Today's data warehouses provide a clearinghouse function, he said, but only for selected data. Frequently, the data needed is not in the data warehouse because it is buried in real-time, day-to-day operational systems. "A lot of the data that answers the questions you would like to ask can't be warehoused," Stonebraker said, because the query was not anticipated when the warehouse was built.
At the same time, queries from remote users would disrupt day-to-day operations if they were allowed to intrude on systems that are busy collecting sales figures or tracking production. Administrators of such systems typically freeze out such queries until after the work day, Stonebraker said.
The DFS creates a solution, not via technological breakthrough, but by imposing rules derived from the economic sphere. In effect, it uses a charge-back system in which a database is asked how much it will charge to answer a given query. If the system is busy, the price will be high and the query is likely to wait in line until a less busy time -- unless its originator is willing to pay a steep price.
Stonebraker said software between the data source and the central clearinghouse, called the Site Manager, brokers the exchange.
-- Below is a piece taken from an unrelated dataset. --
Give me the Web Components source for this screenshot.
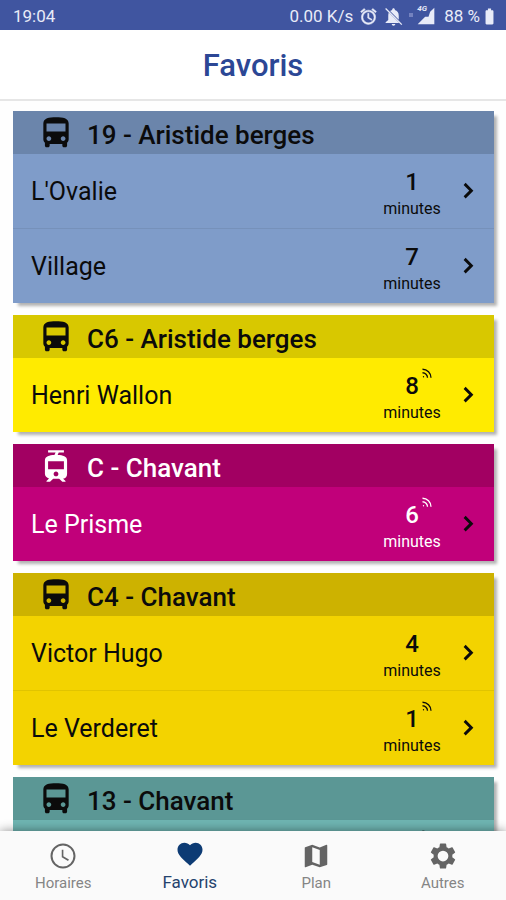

Local database administrators retain control of their data through the Site Manager, but it lets the door to the data swing open any time system resources allow it to field a query.
Cohera, in Hayward, Calif., is backed by venture capital firms Accel Partners, Sequoia Capital, Sippl-Macdonald Ventures and Merrill Lynch. Stonebraker designed the Ingres relational database system, which battled Oracle for prominence in the late 1980s.